Nazi Graffiti Got A Swift Reaction From The People Of New York.
If you thought that the Nazi movement was a dark chapter buried by the passage of time, guess again. The threat is still out there, even decades after their apparent collapse in 1945 after World War II, and the eventual demise of Adolf Hitler that same year. But recently, on the subway trains of New York City, passengers were shocked to discover that the Nazi regime was alive and well and in their city when they spotted Nazi symbolism on ads in every window. As you can imagine, the sight of a swastika chilled everyone to the bone. Was this what America had become? Not by a long shot, and here's why.
When 27-year-old Gregory Locke and 30 other passengers got on a NYC subway train, they were greeted with symbols and messages of hate.
Every advertisement posted throughout the subway car had a swastika and a terrifying message filled with hate and prejudice.
Now some people might have chosen to shake their heads and look away, but not Gregory or his fellow passengers.
One guy had actually told his fellow passengers that hand sanitizers like Purel worked great at getting rid of anything written with a Sharpie, the instrument used to bring about a message of hate.
Before long, everyone started lending a helping hand to rid the hateful symbols off of the subway train.
In less than no time, one passenger got up and started wiping off the graffiti with tissues and hand sanitizer.
Gregory had been stunned to see the Nazi symbols on the subway, but he was awestruck by the amount of people willing to help to wipe down the Nazi graffiti.
So Gregory went on Facebook to share his story and he stated, "I've never seen so many people simultaneously reach into their bags and pockets looking for tissues and Purel. Within about two minutes, all the Nazi Symbolism was gone."

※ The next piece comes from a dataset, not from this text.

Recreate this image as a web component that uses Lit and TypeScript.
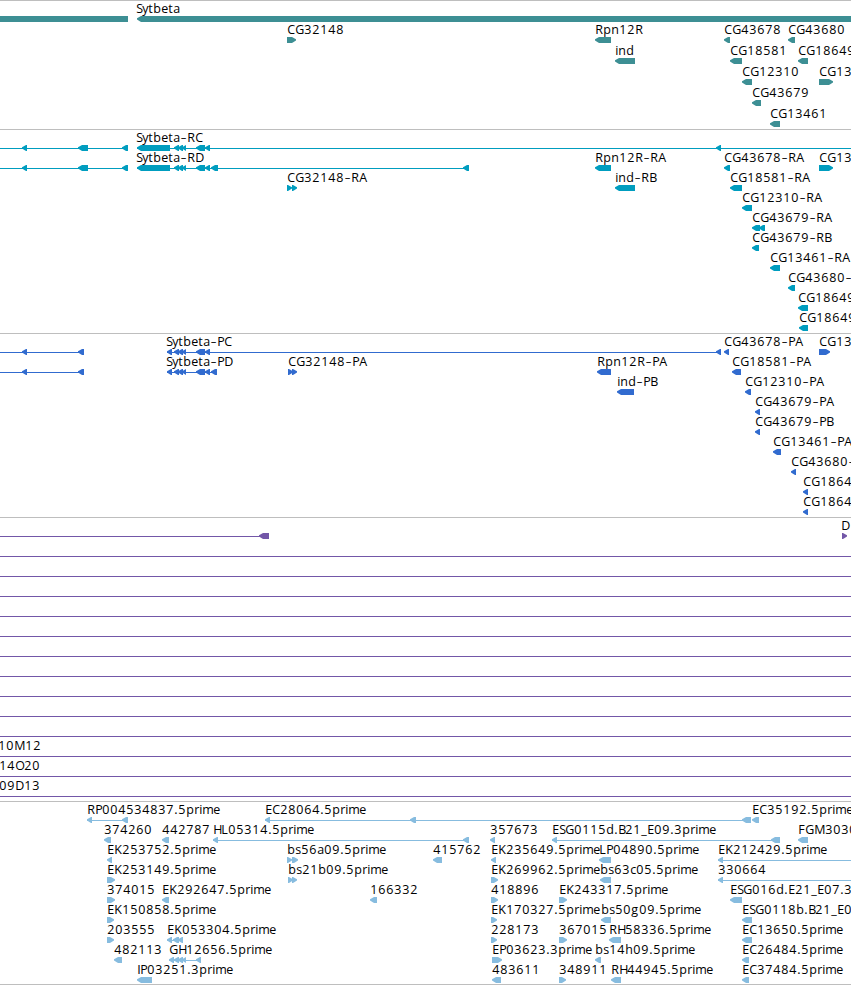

Gregory's post about the swastikas went viral and he ended up receiving half a million likes, shares, and comments.
It warmed Gregory's heart to see mostly positive comments praising him and his fellow passengers for cleaning racism off the windows and advertisements on the subway.
Gregory admitted that this isn't the first time he's seen swastikas on the subway, but he had never seen the entire car itself so overwhelmed with hate.
Fortunately, Gregory's action and post proved that hatred and racism has no place in America.
Sadly, not everyone saw Gregory's post as a positive thing, which is what he originally intended it to be.
Among the positive comments, he found that some had accused him of taking an unfavorable stance against the current political regime. But Gregory claims that the post was intended to show the amazing way people can come together to put a stop to hate.
If you've ever needed more proof that New Yorkers have a strong sense of community, then this is it.
Some people may have found the presence of swastikas on board the subway train disheartening, but it can also be very uplifting to see people taking action against hate. Also, as Chelsea Clinton tweeted, "It's another reason to carry hand sanitizer."